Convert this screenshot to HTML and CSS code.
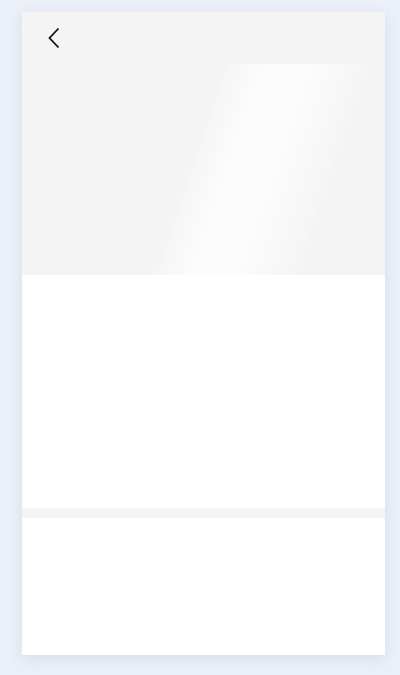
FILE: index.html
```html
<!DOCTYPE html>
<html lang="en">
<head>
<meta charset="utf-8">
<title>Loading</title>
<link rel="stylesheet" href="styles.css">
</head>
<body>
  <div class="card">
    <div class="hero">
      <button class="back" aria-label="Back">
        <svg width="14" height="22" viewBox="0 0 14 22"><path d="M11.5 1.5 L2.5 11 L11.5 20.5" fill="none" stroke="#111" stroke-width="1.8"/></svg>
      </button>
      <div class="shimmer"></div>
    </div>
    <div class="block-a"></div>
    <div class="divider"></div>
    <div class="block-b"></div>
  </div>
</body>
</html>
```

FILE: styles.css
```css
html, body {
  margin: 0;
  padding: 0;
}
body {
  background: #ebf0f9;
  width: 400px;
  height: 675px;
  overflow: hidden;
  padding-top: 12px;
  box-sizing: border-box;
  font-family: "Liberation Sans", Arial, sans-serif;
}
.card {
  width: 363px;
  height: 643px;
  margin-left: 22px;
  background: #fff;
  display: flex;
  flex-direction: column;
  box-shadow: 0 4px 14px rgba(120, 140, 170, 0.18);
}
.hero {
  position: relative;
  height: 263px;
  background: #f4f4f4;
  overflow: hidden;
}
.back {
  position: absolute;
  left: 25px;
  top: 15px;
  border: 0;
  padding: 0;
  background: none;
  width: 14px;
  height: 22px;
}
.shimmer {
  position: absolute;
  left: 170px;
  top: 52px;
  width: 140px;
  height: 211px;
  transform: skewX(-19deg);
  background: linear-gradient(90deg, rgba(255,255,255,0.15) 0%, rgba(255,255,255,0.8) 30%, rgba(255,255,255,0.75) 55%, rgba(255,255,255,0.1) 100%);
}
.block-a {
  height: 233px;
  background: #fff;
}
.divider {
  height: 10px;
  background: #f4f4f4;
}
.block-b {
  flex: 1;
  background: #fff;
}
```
======
### Set exercise
Except for the pictures, give all the material above again verbatim.

### Full answer
Convert this screenshot to HTML and CSS code.
FILE: index.html
```html
<!DOCTYPE html>
<html lang="en">
<head>
<meta charset="utf-8">
<title>Loading</title>
<link rel="stylesheet" href="styles.css">
</head>
<body>
  <div class="card">
    <div class="hero">
      <button class="back" aria-label="Back">
        <svg width="14" height="22" viewBox="0 0 14 22"><path d="M11.5 1.5 L2.5 11 L11.5 20.5" fill="none" stroke="#111" stroke-width="1.8"/></svg>
      </button>
      <div class="shimmer"></div>
    </div>
    <div class="block-a"></div>
    <div class="divider"></div>
    <div class="block-b"></div>
  </div>
</body>
</html>
```

FILE: styles.css
```css
html, body {
  margin: 0;
  padding: 0;
}
body {
  background: #ebf0f9;
  width: 400px;
  height: 675px;
  overflow: hidden;
  padding-top: 12px;
  box-sizing: border-box;
  font-family: "Liberation Sans", Arial, sans-serif;
}
.card {
  width: 363px;
  height: 643px;
  margin-left: 22px;
  background: #fff;
  display: flex;
  flex-direction: column;
  box-shadow: 0 4px 14px rgba(120, 140, 170, 0.18);
}
.hero {
  position: relative;
  height: 263px;
  background: #f4f4f4;
  overflow: hidden;
}
.back {
  position: absolute;
  left: 25px;
  top: 15px;
  border: 0;
  padding: 0;
  background: none;
  width: 14px;
  height: 22px;
}
.shimmer {
  position: absolute;
  left: 170px;
  top: 52px;
  width: 140px;
  height: 211px;
  transform: skewX(-19deg);
  background: linear-gradient(90deg, rgba(255,255,255,0.15) 0%, rgba(255,255,255,0.8) 30%, rgba(255,255,255,0.75) 55%, rgba(255,255,255,0.1) 100%);
}
.block-a {
  height: 233px;
  background: #fff;
}
.divider {
  height: 10px;
  background: #f4f4f4;
}
.block-b {
  flex: 1;
  background: #fff;
}
```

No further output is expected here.